Life has been full for O’Neill, who, with husband Tom Bodycomb, set up green despite initially thinking suggestions she launch a magazine were ridiculous.

But some people have activism in their genes. Combine that with an entrepreneurial itch, a hole in the market and a partner who shares your vision and you have a propitious constellation of circumstances. The conception of green magazine was immaculate; its birth, well … laboured.

“There are so many magazines. It’s crazy. Why would you start a magazine? We all know how difficult it is to sustain a magazine. But there came a point where the whole green thing was really gathering momentum and I have a mentor who suggested to me one day that there wasn’t enough information out there for people who wanted to build houses environmentally, and that was it.”

Launched in mid 2007 as a quarterly, it is now a bi-monthly magazine of about 120 pages, as well as a website. Circulation has reached 25,000 copies, with an estimated readership of more than 100,000.

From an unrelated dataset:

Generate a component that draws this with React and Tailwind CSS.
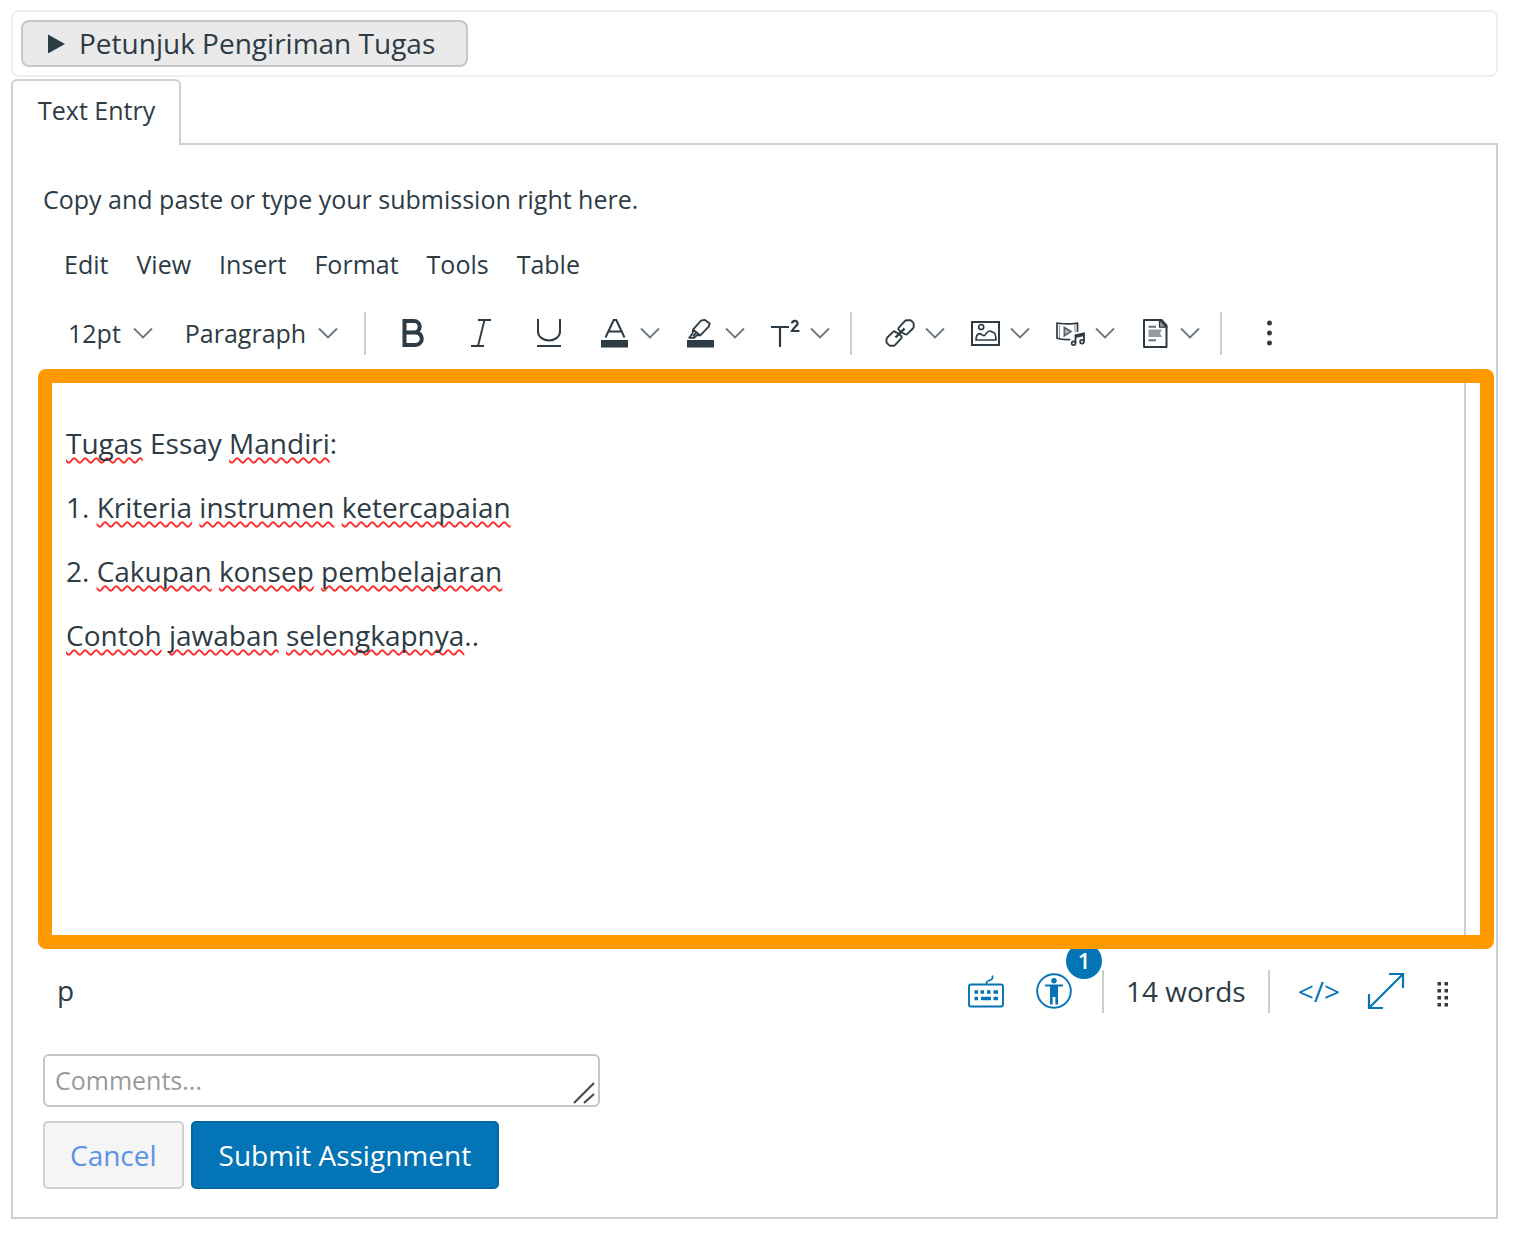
import React from "react";

function Chevron() {
  return (
    <svg className="h-5 w-5 shrink-0" viewBox="0 0 20 20" fill="none" stroke="#6b757d" strokeWidth="1.8" aria-hidden="true">
      <path d="M1 5.500l9 9 9-9" />
    </svg>
  );
}

function Icon({ children }) {
  return (
    <svg className="h-8 w-8 shrink-0" viewBox="0 0 32 32" fill="none" stroke="#2d3b45" strokeWidth="1.7" aria-hidden="true">
      {children}
    </svg>
  );
}

const icons = {
  bold: (
    <path strokeWidth="4" d="M7.500 4h9.500a5.600 5.600 0 0 1 0 11.400H7.500zM7.500 15.400h11a6.300 6.300 0 0 1 0 12.600h-11z" />
  ),
  italic: <path strokeWidth="1.9" d="M13 3h13M6 29h13M19.500 3l-6.500 26" />,
  underline: <path strokeWidth="2" d="M5 2v12.500a11 9 0 0 0 22 0V2M4 29h24" />,
  textColor: (
    <>
      <path strokeWidth="2" d="M6.500 20.500L14.700 3h2.600l8.200 17.500M10 14.500h12" />
      <path stroke="none" fill="#2d3b45" d="M2 23h27v7.500H2z" />
    </>
  ),
  highlight: (
    <>
      <path strokeWidth="1.8" strokeLinejoin="round" d="M20.500 2.800l5.200 3.800-1 3-8.400 8.800-3.200-.4-3 2.800H5.200l3.400-4.600.4-3.600 8-9zM9.300 12.800l6.400 5.200M9 19.500l3-4" />
      <path stroke="none" fill="#2d3b45" d="M3 23h27v7.500H3z" />
    </>
  ),
  superscript: (
    <>
      <path strokeWidth="2.200" d="M2 10h18M11 10v20" />
      <path strokeWidth="2.200" d="M23 6.500c.3-3.600 6.200-3.300 5.600.2-.3 2-3.600 3.400-5.600 7.300h7.500" />
    </>
  ),
  link: (
    <g strokeWidth="1.9" strokeLinejoin="round">
      <path d="M17.500 15.500l-2.700-2.700c-.6-.6-.6-1.500 0-2.100l6-6.500c.6-.6 1.200-.9 2-.9h3.300c.6 0 1 .2 1.400.6l1.700 1.800c.4.4.5.8.5 1.400v2.600c0 .7-.3 1.300-.8 1.800l-5.800 5.600c-.6.6-1.500.6-2.100 0z" />
      <path d="M14.500 16.500l2.700 2.700c.6.6.6 1.500 0 2.100l-6 6.500c-.6.6-1.200.9-2 .9H6.400c-.6 0-1-.2-1.400-.6l-2-2c-.4-.4-.5-.8-.5-1.400v-2.400c0-.7.3-1.300.8-1.800l5.800-5.600c.6-.6 1.500-.6 2.100 0z" />
      <path strokeWidth="2.400" d="M11.500 20.500l9-9" />
    </g>
  ),
  image: (
    <>
      <path strokeWidth="2" d="M3 5h27v23H3z" />
      <circle cx="12.200" cy="10" r="2.500" />
      <path strokeLinejoin="round" d="M7 23c0-3.500 1-5.800 3.400-6.400 2 .2 2.600 2 4.600 2 2.200-.3 2.400-4.600 5.800-4.600 1.600 0 2.200 1.400 3.600 1.400 2 .2 2.400 3.600 2.600 7.600z" />
    </>
  ),
  media: (
    <>
      <path stroke="#9aa1a6" strokeWidth="1.200" d="M5.500 7.500v14M21 8v7.500" />
      <path strokeLinejoin="round" d="M16.500 22.500c-5 .2-10 0-13.500-1.200V6c3.500 1 17 1.200 20.500 0v9" />
      <path fill="#b4babe" stroke="#55616a" strokeWidth="1.600" d="M10.300 10.500v8.200l6.700-4.100z" />
      <path strokeWidth="1.800" d="M21.500 26.500v-8.200l8.500-2v8.500M21.500 20l8.500-2" />
      <circle cx="19.600" cy="26.300" r="1.900" />
      <circle cx="28" cy="24.700" r="1.900" />
    </>
  ),
  document: (
    <>
      <path strokeWidth="2" strokeLinejoin="round" d="M5 3h17.500l5 5.500V30H5z" />
      <path fill="#9aa1a6" strokeWidth="1.300" d="M20.500 3v7.200h7z" />
      <path stroke="none" fill="#959da3" d="M9.500 12.500H23l-2 3.800 2 3.700H9.500z" />
      <path stroke="#66717a" strokeWidth="2" d="M9.500 9.700H17M9.500 23.300H17" />
    </>
  ),
  more: (
    <g stroke="none" fill="#2d3b45">
      <circle cx="15.500" cy="6" r="2.500" />
      <circle cx="15.500" cy="16" r="2.500" />
      <circle cx="15.500" cy="26" r="2.500" />
    </g>
  ),
};

function Separator() {
  return <span className="h-[43px] w-0.5 shrink-0 bg-[#ccd1d5]" />;
}

function ToolButton({ icon, label, menu }) {
  return (
    <button type="button" aria-label={label} className="flex items-center gap-[9px]">
      <Icon>{icons[icon]}</Icon>
      {menu && <Chevron />}
    </button>
  );
}

function ToolSelect({ label, value, options }) {
  return (
    <label className="flex items-center gap-3">
      <select aria-label={label} defaultValue={value} className="field-sizing-content appearance-none bg-transparent leading-8 outline-none">
        {options.map((o) => (
          <option key={o}>{o}</option>
        ))}
      </select>
      <Chevron />
    </label>
  );
}

function Misspelled({ children }) {
  return (
    <span className="underline decoration-[#ff2a2a] decoration-wavy decoration-2 underline-offset-[3px] [text-decoration-skip-ink:none]">
      {children}
    </span>
  );
}

function EditorToolbar() {
  return (
    <div role="toolbar" aria-label="Formatting" className="ml-[55px] mt-3 flex h-16 items-center text-[25px]">
      <div className="flex items-center gap-8">
        <ToolSelect label="Font size" value="12pt" options={["8pt", "10pt", "12pt", "14pt", "18pt"]} />
        <ToolSelect label="Block style" value="Paragraph" options={["Paragraph", "Heading 2", "Heading 3"]} />
      </div>
      <div className="ml-[26px] flex items-center">
        <Separator />
        <div className="ml-[31px] flex items-center gap-9">
          <ToolButton icon="bold" label="Bold" />
          <ToolButton icon="italic" label="Italic" />
          <ToolButton icon="underline" label="Underline" />
        </div>
        <div className="ml-[34px] mr-5 flex items-center gap-6">
          <ToolButton icon="textColor" label="Text colour" menu />
          <ToolButton icon="highlight" label="Highlight colour" menu />
          <ToolButton icon="superscript" label="Superscript" menu />
        </div>
        <Separator />
        <div className="ml-8 mr-5 flex items-center gap-6">
          <ToolButton icon="link" label="Links" menu />
          <ToolButton icon="image" label="Images" menu />
          <ToolButton icon="media" label="Media" menu />
          <ToolButton icon="document" label="Documents" menu />
        </div>
        <Separator />
        <div className="ml-8">
          <ToolButton icon="more" label="More" />
        </div>
      </div>
    </div>
  );
}

function EditorContent() {
  return (
    <div className="relative z-10 ml-[25px] mr-0.5 mt-1 h-[580px] rounded-lg border-[14px] border-[#ff9900] bg-white pr-3.5">
      <div
        contentEditable
        suppressContentEditableWarning
        role="textbox"
        aria-label="Submission"
        spellCheck={false}
        className="h-full border-r-2 border-[#ccd1d5] px-3.5 pt-10 text-[28px] leading-10 outline-none"
      >
        <p className="mb-6"><Misspelled>Tugas</Misspelled> Essay <Misspelled>Mandiri</Misspelled>:</p>
        <p className="mb-6">1. <Misspelled>Kriteria</Misspelled> <Misspelled>instrumen</Misspelled> <Misspelled>ketercapaian</Misspelled></p>
        <p className="mb-6">2. <Misspelled>Cakupan</Misspelled> <Misspelled>konsep</Misspelled> <Misspelled>pembelajaran</Misspelled></p>
        <p><Misspelled>Contoh</Misspelled> <Misspelled>jawaban</Misspelled> <Misspelled>selengkapnya</Misspelled>..</p>
      </div>
    </div>
  );
}

function StatusBar() {
  return (
    <div className="ml-11 mr-[45px] mt-2.5 flex h-16 items-center justify-between text-[28px]">
      <span className="pb-0.5">p</span>
      <div className="flex items-center text-[#0374b5]">
        <button type="button" aria-label="Keyboard shortcuts">
          <svg className="h-10 w-10" viewBox="0 0 40 40" fill="none" stroke="currentColor" strokeWidth="1.900" aria-hidden="true">
            <rect x="3" y="13.500" width="34" height="22" rx="2" />
            <path d="M20.500 13v-1.500c0-2 6-2 6-4.500V4.500" strokeWidth="1.700" />
            <path strokeWidth="3.400" d="M8.500 21h3.500M14.500 21h3.500M21 21h3.500M27.500 21h4.500M8.500 27.500h3.500M15 27.500h10M27.500 27.500h4.500" />
          </svg>
        </button>
        <button type="button" aria-label="Accessibility checker, 1 issue" className="relative ml-7">
          <svg className="h-10 w-10" viewBox="0 0 40 40" fill="none" stroke="currentColor" strokeWidth="1.900" aria-hidden="true">
            <circle cx="20" cy="20" r="16.800" />
            <circle cx="20" cy="9.800" r="2.700" fill="currentColor" stroke="none" />
            <path strokeWidth="2" d="M11 14.500h18" />
            <path fill="currentColor" stroke="none" d="M16 14h8v19.500h-2.600V26h-2.800v7.500H16z" />
          </svg>
          <span className="absolute -top-7 left-8 flex h-9 w-9 items-center justify-center rounded-full bg-[#0374b5] pb-0.5 text-[22px] font-semibold text-white">
            1
          </span>
        </button>
        <span className="ml-7 h-[43px] w-0.5 bg-[#ccc]" />
        <span className="mx-[22px] text-[#2d3b45]">14 words</span>
        <span className="h-[43px] w-0.5 bg-[#ccc]" />
        <button type="button" aria-label="View HTML" className="ml-7">
          &lt;/&gt;
        </button>
        <button type="button" aria-label="Fullscreen" className="ml-[26px]">
          <svg className="h-10 w-10" viewBox="0 0 40 40" fill="none" stroke="currentColor" strokeWidth="2.200" aria-hidden="true">
            <path d="M3 37L37 3M23 3h14v14M3 23v14h14" />
          </svg>
        </button>
        <svg className="ml-[29px] h-8 w-4" viewBox="0 0 16 32" fill="#2d3b45" aria-hidden="true">
          {[7, 14, 21, 28].map((y) => (
            <React.Fragment key={y}>
              <rect x="2.500" y={y} width="3.500" height="3.500" />
              <rect x="9.500" y={y} width="3.500" height="3.500" />
            </React.Fragment>
          ))}
        </svg>
      </div>
    </div>
  );
}

export default function App() {
  return (
    <main className="bg-white pb-7 pl-[11px] pr-[19px] pt-2.5 font-['Open_Sans',sans-serif] text-[#2d3b45]">
      <div className="rounded-lg border-2 border-[#eee] p-2">
        <button type="button" className="flex h-[47px] items-center gap-3.5 rounded-lg border-2 border-[#c7c7c7] bg-[#eaeaea] pb-0.5 pl-[25px] pr-[31px] text-[28px]">
          <svg className="h-5 w-[17px]" viewBox="0 0 17 20" fill="#2d3b45" aria-hidden="true">
            <path d="M0 1.500v19l17-9.500z" />
          </svg>
          Petunjuk Pengiriman Tugas
        </button>
      </div>

      <div role="tablist" className="mt-0.5 flex">
        <button
          type="button"
          role="tab"
          aria-selected="true"
          className="relative -mb-0.5 h-[66px] rounded-t-md border-2 border-b-0 border-[#ccd1d5] bg-white pb-1 pl-[25px] pr-6 text-[25px]"
        >
          Text Entry
        </button>
      </div>

      <section className="border-2 border-[#ccd1d5] pb-7">
        <p className="mt-[38px] px-[30px] text-[25px] leading-8">Copy and paste or type your submission right here.</p>
        <nav aria-label="Editor menu" className="ml-[51px] mt-[26px] flex h-12 items-center gap-7 text-[25px]">
          {["Edit", "View", "Insert", "Format", "Tools", "Table"].map((m) => (
            <button key={m} type="button">{m}</button>
          ))}
        </nav>
        <EditorToolbar />
        <EditorContent />
        <StatusBar />

        <form className="ml-[30px] mt-[31px]" onSubmit={(e) => e.preventDefault()}>
          <div className="relative w-[557px] max-w-full">
            <textarea
              rows={1}
              aria-label="Comments"
              placeholder="Comments..."
              className="block h-[53px] w-full resize-none overflow-hidden rounded-md border-2 border-[#c7c7c7] px-2.5 py-2 text-[25px] leading-8 outline-none placeholder:text-[#9a9a9a]"
            />
            <svg className="absolute bottom-0.5 right-1 h-6 w-6" viewBox="0 0 24 24" stroke="#4a4a4a" strokeWidth="2.200" aria-hidden="true">
              <path d="M2 22L22 2M12 22l10-9" />
            </svg>
          </div>
          <div className="mt-3.5 flex gap-[7px] text-[28px]">
            <button type="button" className="h-[68px] rounded-[5px] border-2 border-[#ccd1d5] bg-[#f5f5f5] px-[25px] text-[#5b93e6]">
              Cancel
            </button>
            <button type="submit" className="h-[68px] rounded-[5px] border-2 border-[#0268a2] bg-[#0374b5] px-[26px] text-white">
              Submit Assignment
            </button>
          </div>
        </form>
      </section>
    </main>
  );
}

Start-ups are trying, but the family survived – and now thrives. Probably has something to do with the children banning their parents from talking business at the dinner table. And with the separate offices they use. Skype can help, it seems, maintain partnerships that are at once personal and professional.

“The first year was very hard. Lots of very early mornings and very late nights, and at that point Tom was working full-time on another job, and so the computer and a cup of tea came into the bed at five o’clock in the morning.

“We did a lot of work before the kids got up. And then he did a lot of work at night. So, it was very difficult time. Probably the most difficult thing I’ve done.”

It might have been a struggle to create, but the magazine’s future appears blessed, given the now-mainstream desire to live in a more harmonious way with the environment.

Sustainability has gone from hippie to hip. green has been both a cause and an effect.

“Right from the beginning, our aim was to make sustainability sexy.” That aesthetic and intellectual allure is not limited to architecture. Quite a chunk of the publication is devoted to design.

“It’s the clever stuff that I love. People doing amazing things with recycled materials that are very beautiful.

“Our upfront section is a showcase of product design, and that in particular is an amazing resource for people for designing products around a recycled whatever – old plates and cups and old brooms – anything that sits around doing nothing and there are too many of. Finding solutions for that type of rubbish that look great and are stylish.”

But some rubbish is beyond redemption. And here, too, O’Neill really wants to provoke and lead change. She’s not only declared death to McMansions. It’s death to “crap furniture”, too.\

And here, again, it might sound like she’s trying to impose or proscribe. But she’s not, she’s seeking to inspire – and to save us some money and the planet some resources.

Now, before all those IKEA fans out there get offended, O’Neill’s definition of “crap furniture” does NOT include that operation.

“IKEA furniture is not that bad and I think if you pick and chose carefully you can buy things that will last a bit longer and then you can take them to the op shop and people will probably buy them and they’ll get used again, which is a great thing. I’m all into second-hand furniture – I love it.”

What she hates is the waste caused by cheap and nasty furniture that’s not designed to last.

“You go into an op shop these days and it’s just absolutely overflowing with furniture that’s kind of half-broken and really not very usable. And that is fundamentally the problem.

“Years and years ago, everybody saved up to buy a nice dining room table or some nice chairs. That really is fundamentally what sustainability is about.

“If people went out and spent more on a table and some nice chairs that would last them a lot longer, they wouldn’t have to go out and buy them again.

“And they wouldn’t end up in op shops, and they wouldn’t end up in landfill.”

As we contemplate all the public policy issues associated with population growth – as well as our housing affordability issues – it’s the private choices opened up to us by people such as Tamsin O’Neill upon which we might construct not only a more sustainable future, but a happier one.